Task prompt: Extract every line where the string "with" appears.

Data for this exercise:
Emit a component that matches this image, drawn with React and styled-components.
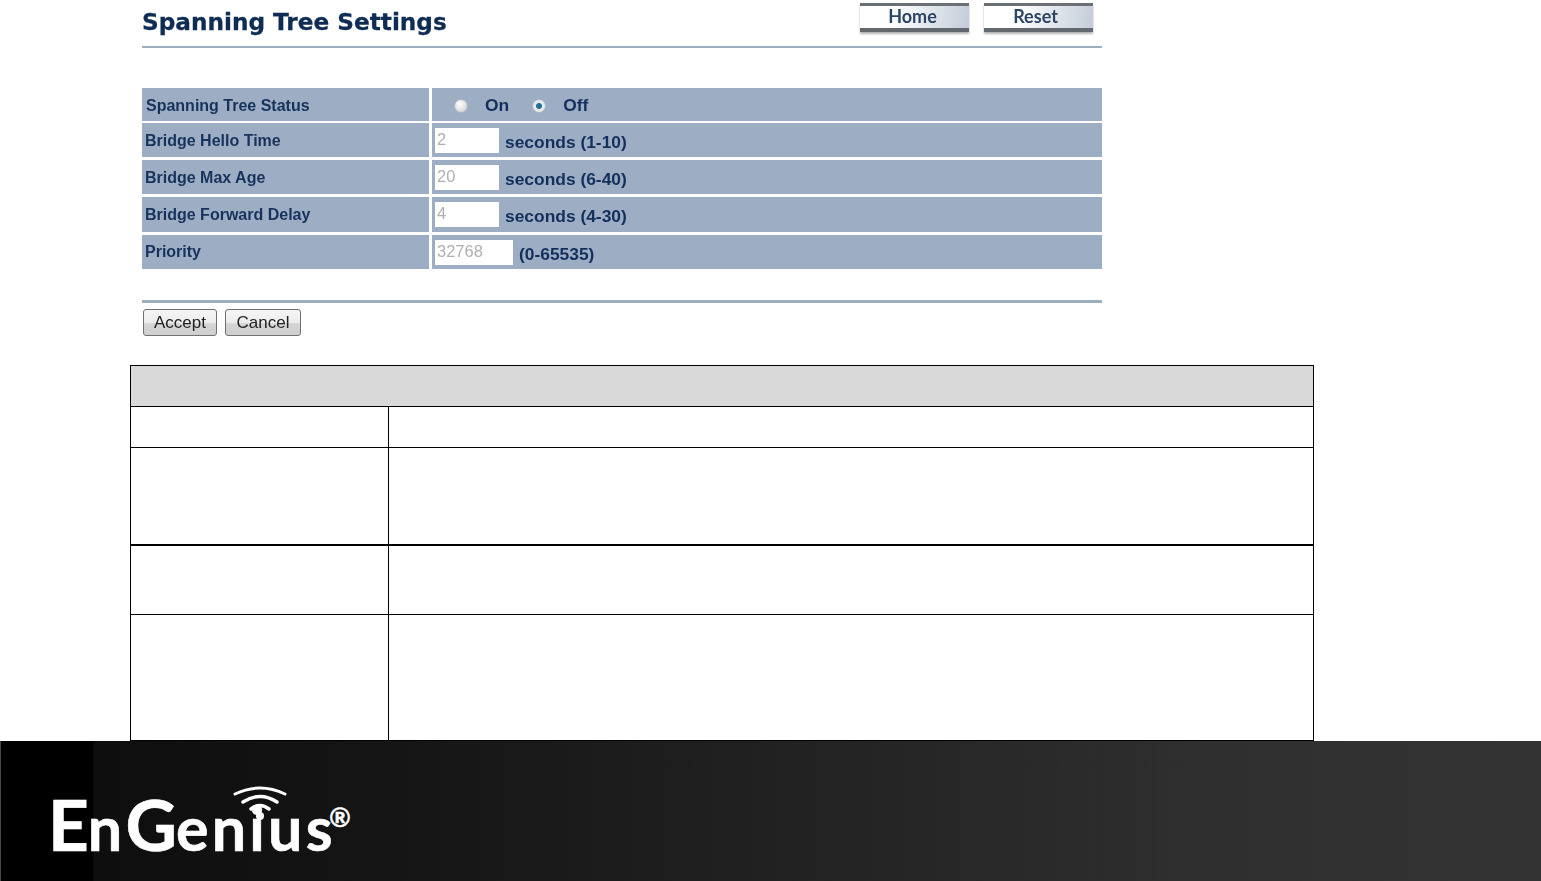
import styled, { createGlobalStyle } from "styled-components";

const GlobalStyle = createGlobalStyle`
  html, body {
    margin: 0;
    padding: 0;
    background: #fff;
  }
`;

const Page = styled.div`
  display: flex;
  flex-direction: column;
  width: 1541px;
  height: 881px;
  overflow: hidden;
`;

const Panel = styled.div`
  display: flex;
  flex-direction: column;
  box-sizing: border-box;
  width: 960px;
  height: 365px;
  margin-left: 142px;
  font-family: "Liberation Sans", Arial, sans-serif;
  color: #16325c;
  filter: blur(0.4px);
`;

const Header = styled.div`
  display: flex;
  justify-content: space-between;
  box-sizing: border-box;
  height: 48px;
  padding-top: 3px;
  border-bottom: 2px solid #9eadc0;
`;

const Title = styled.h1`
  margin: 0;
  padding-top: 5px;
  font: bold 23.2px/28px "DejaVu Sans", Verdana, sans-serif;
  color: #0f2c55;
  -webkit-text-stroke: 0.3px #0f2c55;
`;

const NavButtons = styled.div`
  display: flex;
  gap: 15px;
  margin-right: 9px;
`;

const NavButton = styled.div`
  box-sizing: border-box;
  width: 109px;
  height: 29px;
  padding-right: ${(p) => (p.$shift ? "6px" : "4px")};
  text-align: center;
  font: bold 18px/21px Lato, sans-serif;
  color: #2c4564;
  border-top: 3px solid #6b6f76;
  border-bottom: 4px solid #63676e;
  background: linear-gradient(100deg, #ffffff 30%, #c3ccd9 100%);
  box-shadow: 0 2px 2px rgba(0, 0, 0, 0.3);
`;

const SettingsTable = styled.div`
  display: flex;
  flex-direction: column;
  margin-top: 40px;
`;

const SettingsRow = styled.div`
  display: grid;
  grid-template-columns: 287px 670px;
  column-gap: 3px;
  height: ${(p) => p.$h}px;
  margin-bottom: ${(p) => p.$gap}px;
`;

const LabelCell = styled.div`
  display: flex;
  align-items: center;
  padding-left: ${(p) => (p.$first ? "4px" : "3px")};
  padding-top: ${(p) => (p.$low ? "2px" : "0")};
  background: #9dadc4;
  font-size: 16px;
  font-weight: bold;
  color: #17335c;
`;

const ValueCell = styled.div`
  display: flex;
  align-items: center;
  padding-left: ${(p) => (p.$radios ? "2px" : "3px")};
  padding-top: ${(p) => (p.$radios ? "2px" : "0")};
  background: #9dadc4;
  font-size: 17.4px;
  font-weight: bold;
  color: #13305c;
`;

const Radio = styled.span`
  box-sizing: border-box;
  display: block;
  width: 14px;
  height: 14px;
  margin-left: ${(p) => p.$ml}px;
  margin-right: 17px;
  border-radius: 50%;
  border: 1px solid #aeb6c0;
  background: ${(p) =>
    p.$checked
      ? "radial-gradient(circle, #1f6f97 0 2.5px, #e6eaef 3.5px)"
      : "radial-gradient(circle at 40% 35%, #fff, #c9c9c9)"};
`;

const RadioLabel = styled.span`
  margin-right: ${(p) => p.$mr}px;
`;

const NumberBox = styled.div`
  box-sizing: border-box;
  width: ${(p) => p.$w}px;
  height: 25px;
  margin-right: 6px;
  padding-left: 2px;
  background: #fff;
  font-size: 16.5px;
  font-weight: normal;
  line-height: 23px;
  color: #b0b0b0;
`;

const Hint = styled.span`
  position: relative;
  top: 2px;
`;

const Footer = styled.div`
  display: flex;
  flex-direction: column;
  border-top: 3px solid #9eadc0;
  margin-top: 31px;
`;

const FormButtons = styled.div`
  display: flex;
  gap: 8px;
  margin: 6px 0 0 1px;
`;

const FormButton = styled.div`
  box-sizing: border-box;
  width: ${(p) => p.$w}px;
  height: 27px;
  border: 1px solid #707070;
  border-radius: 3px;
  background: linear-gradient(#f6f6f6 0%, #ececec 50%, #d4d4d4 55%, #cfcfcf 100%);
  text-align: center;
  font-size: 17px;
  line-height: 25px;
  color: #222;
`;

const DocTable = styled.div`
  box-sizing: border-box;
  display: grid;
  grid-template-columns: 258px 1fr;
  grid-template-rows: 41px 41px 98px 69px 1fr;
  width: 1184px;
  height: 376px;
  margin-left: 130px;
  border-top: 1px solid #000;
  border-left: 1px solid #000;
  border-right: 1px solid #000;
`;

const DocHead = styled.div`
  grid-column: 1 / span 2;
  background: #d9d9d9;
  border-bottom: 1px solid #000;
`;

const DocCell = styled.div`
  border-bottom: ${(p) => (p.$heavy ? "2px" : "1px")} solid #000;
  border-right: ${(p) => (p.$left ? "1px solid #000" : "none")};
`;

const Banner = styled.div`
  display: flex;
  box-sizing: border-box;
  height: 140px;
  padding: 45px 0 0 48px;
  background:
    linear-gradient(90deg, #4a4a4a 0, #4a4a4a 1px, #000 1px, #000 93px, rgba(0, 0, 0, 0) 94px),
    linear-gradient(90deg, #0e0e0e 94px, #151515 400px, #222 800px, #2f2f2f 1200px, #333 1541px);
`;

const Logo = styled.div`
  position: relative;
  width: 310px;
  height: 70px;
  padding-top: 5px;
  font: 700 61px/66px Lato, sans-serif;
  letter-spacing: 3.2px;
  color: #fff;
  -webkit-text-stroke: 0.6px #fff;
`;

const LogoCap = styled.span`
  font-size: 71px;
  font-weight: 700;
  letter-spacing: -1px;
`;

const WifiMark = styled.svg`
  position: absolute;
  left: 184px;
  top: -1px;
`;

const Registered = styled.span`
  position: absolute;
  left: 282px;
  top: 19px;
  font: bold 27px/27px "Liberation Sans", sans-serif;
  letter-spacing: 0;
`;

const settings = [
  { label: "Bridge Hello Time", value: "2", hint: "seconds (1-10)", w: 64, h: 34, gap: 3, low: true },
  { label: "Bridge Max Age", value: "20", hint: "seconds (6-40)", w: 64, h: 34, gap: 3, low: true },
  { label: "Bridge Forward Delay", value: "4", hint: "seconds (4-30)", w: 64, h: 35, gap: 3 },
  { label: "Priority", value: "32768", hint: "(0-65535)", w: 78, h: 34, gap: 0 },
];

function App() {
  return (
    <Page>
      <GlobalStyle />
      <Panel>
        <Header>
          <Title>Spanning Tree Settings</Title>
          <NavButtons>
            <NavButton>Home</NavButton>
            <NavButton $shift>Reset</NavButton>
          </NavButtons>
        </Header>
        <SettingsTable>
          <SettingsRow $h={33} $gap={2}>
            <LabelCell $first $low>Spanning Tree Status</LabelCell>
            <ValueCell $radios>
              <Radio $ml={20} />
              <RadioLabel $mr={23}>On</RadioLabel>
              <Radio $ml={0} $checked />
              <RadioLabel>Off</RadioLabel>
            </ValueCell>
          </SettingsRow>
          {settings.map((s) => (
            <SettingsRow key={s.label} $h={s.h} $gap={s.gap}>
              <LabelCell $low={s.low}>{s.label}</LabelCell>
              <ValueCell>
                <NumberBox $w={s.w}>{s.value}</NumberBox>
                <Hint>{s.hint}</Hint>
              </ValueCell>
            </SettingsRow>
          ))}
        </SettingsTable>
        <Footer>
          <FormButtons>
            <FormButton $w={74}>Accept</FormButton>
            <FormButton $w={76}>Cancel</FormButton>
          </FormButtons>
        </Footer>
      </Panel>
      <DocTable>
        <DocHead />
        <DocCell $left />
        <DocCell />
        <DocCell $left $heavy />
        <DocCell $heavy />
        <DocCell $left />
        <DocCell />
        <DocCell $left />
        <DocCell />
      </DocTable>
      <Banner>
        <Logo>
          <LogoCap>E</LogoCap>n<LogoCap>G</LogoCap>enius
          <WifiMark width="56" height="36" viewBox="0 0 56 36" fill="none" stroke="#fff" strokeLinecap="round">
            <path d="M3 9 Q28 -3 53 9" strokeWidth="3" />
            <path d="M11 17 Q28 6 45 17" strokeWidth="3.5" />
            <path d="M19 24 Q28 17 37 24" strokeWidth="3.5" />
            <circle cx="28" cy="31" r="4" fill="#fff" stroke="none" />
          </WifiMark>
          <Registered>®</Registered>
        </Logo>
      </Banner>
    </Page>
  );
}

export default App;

--

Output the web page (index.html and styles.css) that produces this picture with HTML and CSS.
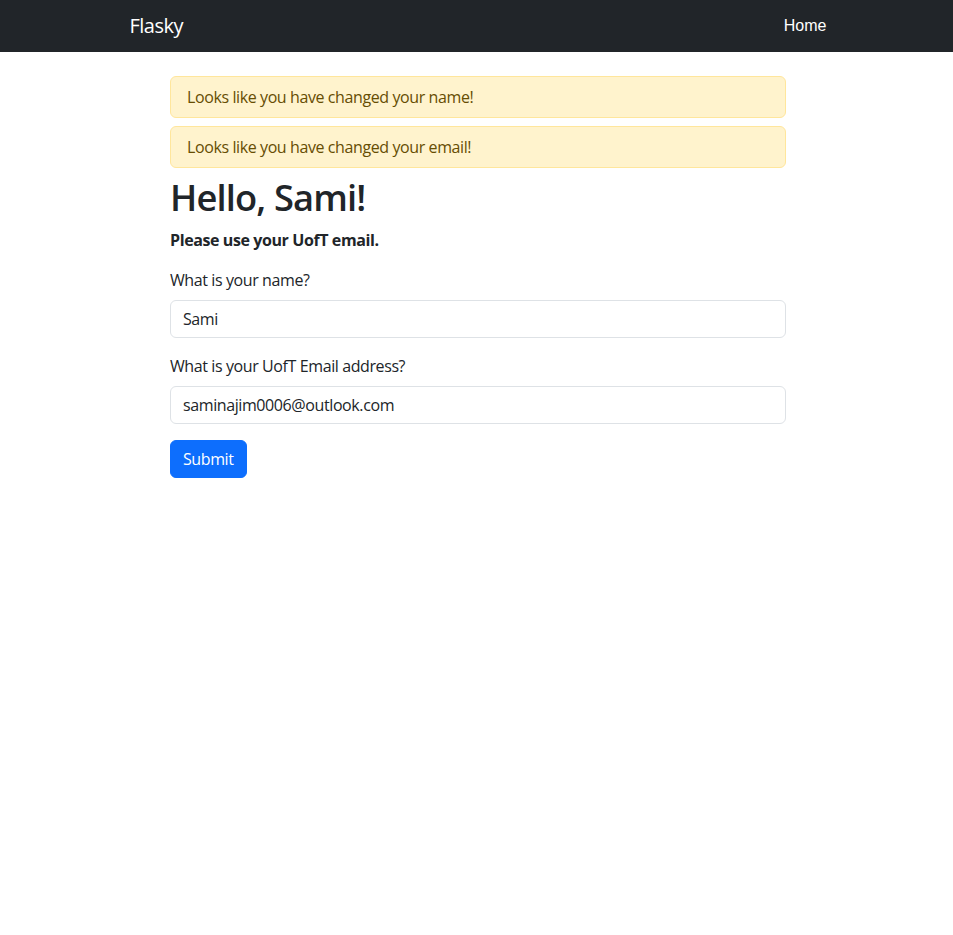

The completed task:
Emit a component that matches this image, drawn with React and styled-components.
Output the web page (index.html and styles.css) that produces this picture with HTML and CSS.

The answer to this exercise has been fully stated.